Now the point of all of this is to deter doping and in my opinion if a cyclist knows his biomarker data is being published it will deter him from doping.
It will not deter doping, it would just force cyclists to maintain those values long term, which is what is supposed the dopers are doing anyway.
You don't need WADA for this. All you need is for UCI to make this mandatory and for them to approve the technicians taking the blood and a local lab to do the tests. The teams would be responsible for publishing the data. My hunch is team doctors are already doing this anyways.
Yes you do. If you wish to open a doping case against a rider all sample analysis must be carried out under strict guidelines, otherwise it will be thrown out.
You are making a mountain out of a molehill.
No, you are making a completely unfeasible suggestion and I am explaining why.
There probably are no longitudinal studies conducted about hematocrit levels unless teams who during the acute doping era were prepared to give up their hematocrit data to a researcher. We know for example that Ferrari was a fastidious record keeper of the hematocrit levels of several USPS riders. I do not know if the Italian police seized his records. Or perhaps the records of Fuentes would do. But without this data your request for a longitudinal study is disingenuous.
Err, what? How is it disingenuous? You are claiming that cheap testing to a poor standard is robust enough to open doping cases against riders. You have to back that up with real research.

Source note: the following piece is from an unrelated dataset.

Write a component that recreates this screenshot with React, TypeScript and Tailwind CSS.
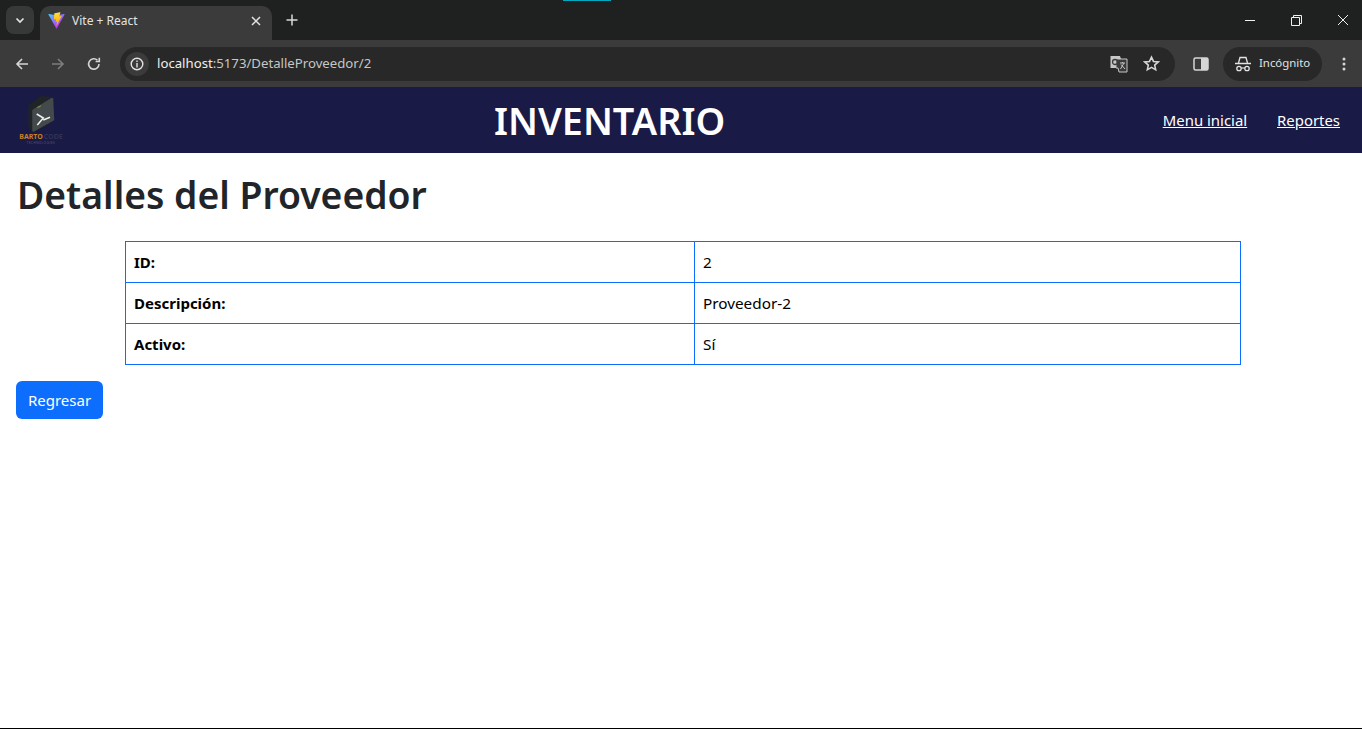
import React from "react";

const ui = "font-['Noto_Sans',sans-serif]";

function ViteIcon() {
  return (
    <svg width="17" height="17" viewBox="0 0 410 404" className="shrink-0">
      <defs>
        <linearGradient id="va" x1="6" y1="33" x2="235" y2="344" gradientUnits="userSpaceOnUse">
          <stop stopColor="#41D1FF" />
          <stop offset="1" stopColor="#BD34FE" />
        </linearGradient>
        <linearGradient id="vb" x1="194" y1="8" x2="236" y2="292" gradientUnits="userSpaceOnUse">
          <stop stopColor="#FFEA83" />
          <stop offset="0.08" stopColor="#FFDD35" />
          <stop offset="1" stopColor="#FFA800" />
        </linearGradient>
      </defs>
      <path fill="url(#va)" d="M399.6 59.5 215 389.7c-3.8 6.8-13.6 6.8-17.5.1L9.2 59.5C5 52.1 11.300 43.100 19.700 44.600l184.800 33c1.200.2 2.400.2 3.600 0l180.900-33c8.300-1.500 14.700 7.400 10.600 14.900Z" />
      <path fill="url(#vb)" d="M292.900 1.600 156.300 28.400c-2.200.4-3.900 2.300-4 4.600l-8.400 142.200c-.2 3.300 2.900 5.900 6.100 5.200l38-8.800c3.600-.8 6.800 2.300 6.100 5.900l-11.300 55.300c-.8 3.700 2.800 6.900 6.400 5.800l23.500-7.100c3.600-1.100 7.100 2.100 6.400 5.800l-18 87.100c-1.100 5.500 6.200 8.400 9.200 3.700l2-3.100 111.300-222.100c1.900-3.700-1.400-8-5.400-7.200l-39.100 7.500c-3.700.7-6.800-2.700-5.800-6.300l25.500-88.500c1-3.600-2.100-7.100-5.900-6.300Z" />
    </svg>
  );
}

function Logo() {
  return (
    <div className="w-[50px] h-[50px] flex flex-col items-center">
      <svg width="27" height="38" viewBox="0 0 27 38" className="shrink-0">
        <path d="M1.500 11 L13 2 L23 3 L24 26 L5 36.500 L1.500 31 Z" fill="#1f2426" stroke="#1f2426" strokeWidth="2" strokeLinejoin="round" />
        <path d="M5.500 15.500 L24 4 L25 24.500 L5.500 35.500 Z" fill="#44494b" stroke="#44494b" strokeWidth="2.500" strokeLinejoin="round" />
        <circle cx="9.500" cy="12.500" r="0.700" fill="#c0503a" />
        <circle cx="11" cy="11.700" r="0.700" fill="#c9a23a" />
        <circle cx="12.500" cy="11" r="0.700" fill="#4a9a5a" />
        <path d="M8.700 19 L15.300 23 L9.300 30 M15.300 25 L22 22.300" stroke="#f2f2f2" strokeWidth="1.500" fill="none" />
      </svg>
      <div className="flex text-[7px] leading-[8px] font-bold font-['Noto_Sans',sans-serif]">
        <span className="text-[#c9801e]">BARTO</span>
        <span className="text-[#2f3252] ml-[1px]">CODE</span>
      </div>
      <div className="text-[3px] leading-[4px] text-[#55587a] tracking-[0.5px]">TECHNOLOGIES</div>
    </div>
  );
}

function Browser() {
  return (
    <div className={`${ui} shrink-0`}>
      <div className="h-[40px] bg-[#1f2121] flex items-start relative">
        <div className="absolute left-[563px] top-0 w-[48px] h-[1px] bg-[#00a9bd]" />
        <div className="ml-[6px] mt-[6px] w-[28px] h-[28px] rounded-[8px] bg-[#373838] flex items-center justify-center">
          <svg width="12" height="12" viewBox="0 0 12 12" fill="none" stroke="#e3e3e3" strokeWidth="1.700">
            <path d="M2.500 4.500 L6 8 L9.500 4.500" />
          </svg>
        </div>
        <div className="ml-[6px] mt-[6px] w-[232px] h-[34px] bg-[#3b3b3b] rounded-t-[10px] flex items-center pl-[8px] pr-[11px] pb-[5px]">
          <ViteIcon />
          <span className="ml-[7px] text-[12px] text-[#e3e3e3] flex-1 whitespace-nowrap">Vite + React</span>
          <svg width="10" height="10" viewBox="0 0 10 10" stroke="#e3e3e3" strokeWidth="1.500">
            <path d="M1 1 L9 9 M9 1 L1 9" />
          </svg>
        </div>
        <svg width="12" height="12" viewBox="0 0 12 12" stroke="#d8d8d8" strokeWidth="1.500" className="ml-[14px] mt-[14px]">
          <path d="M6 0.500 V11.500 M0.500 6 H11.500" />
        </svg>
        <div className="ml-auto flex items-center h-[40px]">
          <svg width="10" height="10" viewBox="0 0 10 10" stroke="#f0f0f0" strokeWidth="1" className="mr-[36px]">
            <path d="M0 5.500 H10" />
          </svg>
          <svg width="11" height="11" viewBox="0 0 11 11" stroke="#f0f0f0" strokeWidth="1" fill="none" className="mr-[36px]">
            <path d="M0.500 2.500 H8.500 V10.500 H0.500 Z M2.500 2.500 V0.500 H10.500 V8.500 H8.500" />
          </svg>
          <svg width="10" height="10" viewBox="0 0 10 10" stroke="#f0f0f0" strokeWidth="1" className="mr-[14px]">
            <path d="M0 0 L10 10 M10 0 L0 10" />
          </svg>
        </div>
      </div>
      <div className="h-[47px] bg-[#3b3b3b] flex items-center">
        <svg width="16" height="16" viewBox="0 0 16 16" fill="none" stroke="#d6d6d6" strokeWidth="1.600" className="ml-[14px]">
          <path d="M14 8 H3 M8 3 L3 8 L8 13" />
        </svg>
        <svg width="16" height="16" viewBox="0 0 16 16" fill="none" stroke="#7d7d7d" strokeWidth="1.600" className="ml-[20px]">
          <path d="M2 8 H13 M8 3 L13 8 L8 13" />
        </svg>
        <svg width="16" height="16" viewBox="0 0 16 16" fill="none" stroke="#d6d6d6" strokeWidth="1.600" className="ml-[20px]">
          <path d="M13 8 A5.200 5.200 0 1 1 11.500 4.300" />
          <path d="M13.300 1.800 V5.500 H9.600" />
        </svg>
        <div className="ml-[18px] w-[1055px] h-[34px] rounded-full bg-[#282828] flex items-center pl-[5px] pr-[15px]">
          <div className="w-[24px] h-[24px] rounded-full bg-[#3b3b3b] flex items-center justify-center">
            <svg width="14" height="14" viewBox="0 0 14 14" fill="none" stroke="#e3e3e3" strokeWidth="1.400">
              <circle cx="7" cy="7" r="5.800" />
              <path d="M7 6 V10.500 M7 3.500 V5" />
            </svg>
          </div>
          <span className="ml-[8px] text-[13.200px] leading-[18px] pb-[2px] whitespace-nowrap text-[#c4c7c5]">
            <span className="text-[#f0f0f0]">localhost</span>:5173/DetalleProveedor/2
          </span>
          <svg width="18" height="18" viewBox="0 0 18 18" className="ml-auto">
            <path d="M0.500 1 H10 L11 4 V13 H0.500 Z" fill="#c4c7c5" />
            <path d="M6 4 H17 V17 H9 L8 13 H6 Z" fill="#3b3b3b" stroke="#c4c7c5" strokeWidth="1" />
            <circle cx="5" cy="7" r="2.500" fill="none" stroke="#3b3b3b" strokeWidth="1.300" />
            <path d="M10 8 H15 M12.500 7 V8 M14 8 L10.500 14 M11 9.500 L15 14" stroke="#c4c7c5" strokeWidth="1" fill="none" />
          </svg>
          <svg width="17" height="17" viewBox="0 0 24 24" fill="none" stroke="#d6d6d6" strokeWidth="2.200" className="ml-[15px]">
            <path d="M12 3 L14.800 9.100 L21.500 9.800 L16.500 14.300 L17.900 20.900 L12 17.500 L6.100 20.900 L7.500 14.300 L2.500 9.800 L9.200 9.100 Z" />
          </svg>
        </div>
        <svg width="16" height="14" viewBox="0 0 16 14" className="ml-[18px]">
          <rect x="1" y="1" width="14" height="12" rx="1.500" fill="none" stroke="#d6d6d6" strokeWidth="1.500" />
          <rect x="8" y="1" width="7" height="12" fill="#d6d6d6" />
        </svg>
        <div className="ml-[14px] w-[99px] h-[34px] rounded-full bg-[#282828] flex items-center pl-[12px]">
          <svg width="16" height="16" viewBox="0 0 16 16" fill="none" stroke="#e3e3e3" className="shrink-0">
            <path d="M3.500 7 L5 1.500 H11 L12.500 7" strokeWidth="1.300" />
            <path d="M0 7.500 H16" strokeWidth="1.500" />
            <circle cx="4" cy="12.500" r="2.200" strokeWidth="1.300" />
            <circle cx="12" cy="12.500" r="2.200" strokeWidth="1.300" />
            <path d="M6.300 12 H9.700" strokeWidth="1.200" />
          </svg>
          <span className="ml-[8px] text-[11.400px] leading-[16px] pb-[2px] text-[#e3e3e3] whitespace-nowrap">Incógnito</span>
        </div>
        <svg width="4" height="14" viewBox="0 0 4 14" fill="#d6d6d6" className="ml-[20px]">
          <circle cx="2" cy="2" r="1.500" />
          <circle cx="2" cy="7" r="1.500" />
          <circle cx="2" cy="12" r="1.500" />
        </svg>
      </div>
    </div>
  );
}

export default function App() {
  const rows = [
    ["ID:", "2"],
    ["Descripción:", "Proveedor-2"],
    ["Activo:", "Sí"],
  ];
  return (
    <div className={`${ui} w-[1362px] h-[729px] overflow-hidden bg-white flex flex-col`}>
      <Browser />
      <header className="h-[66px] bg-[#1a1a47] flex items-center text-white pl-[16px] pr-[22px] shrink-0">
        <Logo />
        <h1 className="text-[37.800px] font-semibold ml-[428px] whitespace-nowrap leading-none pt-[2px]">INVENTARIO</h1>
        <nav className="ml-auto flex gap-[30px] text-[14.900px] underline">
          <a>Menu inicial</a>
          <a>Reportes</a>
        </nav>
      </header>
      <main className="flex-1 flex flex-col px-[16px]">
        <h2 className="mt-[18px] ml-[1px] text-[37.300px] font-semibold leading-[48px] text-[#212529] whitespace-nowrap">
          Detalles del Proveedor
        </h2>
        <table className="mt-[22px] ml-[109px] w-[1116px] border-collapse text-[15px] text-black table-fixed">
          <colgroup>
            <col className="w-[569px]" />
            <col />
          </colgroup>
          <tbody>
            {rows.map(([k, v]) => (
              <tr key={k} className="h-[41px]">
                <th className="border border-[#0d6efd] px-[8px] py-0 text-left font-bold">{k}</th>
                <td className="border border-[#0d6efd] px-[8px] py-0 text-[15.300px]">{v}</td>
              </tr>
            ))}
          </tbody>
        </table>
        <button className="mt-[16px] self-start h-[38px] w-[87px] rounded-[6px] bg-[#0d6efd] text-white text-[15px] pt-[1px]">
          Regresar
        </button>
      </main>
      <div className="h-[1px] bg-black shrink-0" />
    </div>
  );
}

About cycling being poor! It is so poor that LA amassed about $130 million, Hincapie is not eating Kraft dinner. Sponsors are dumping millions into teams and according to the most recent sponsorship report the average sponsor is getting about $88.4 million in advertising value. It is estimated that Sky has received about $550 million in advertising value since its inception.
Sponsors can pay for bio-marking data.
Advertising value is not
money. It is not money they have saved, it is perceived value. Compare cycling to any other major sport across the globe, it is poor.
I'm sure LA didn't make the bulk of his money from contracts to ride his bike, he made it from sponsorship deals, insurance and other avenues. The vast majority of cyclists on the world tour probably earn less than my wife, and she isn't that highly paid.
I have outlined clearly why what you suggest is both unfeasible and useless in the fight against anti-doping. The crux of the problem is that you don't seem to understand that any data used to open a doping case must be produced in accordance with the strict controls adhered to in WADA accredited labs. I'm stating this again here to make this clear and because this point really makes the rest of the discussion redundant. The data you suggest could actually harm doping cases, not help them.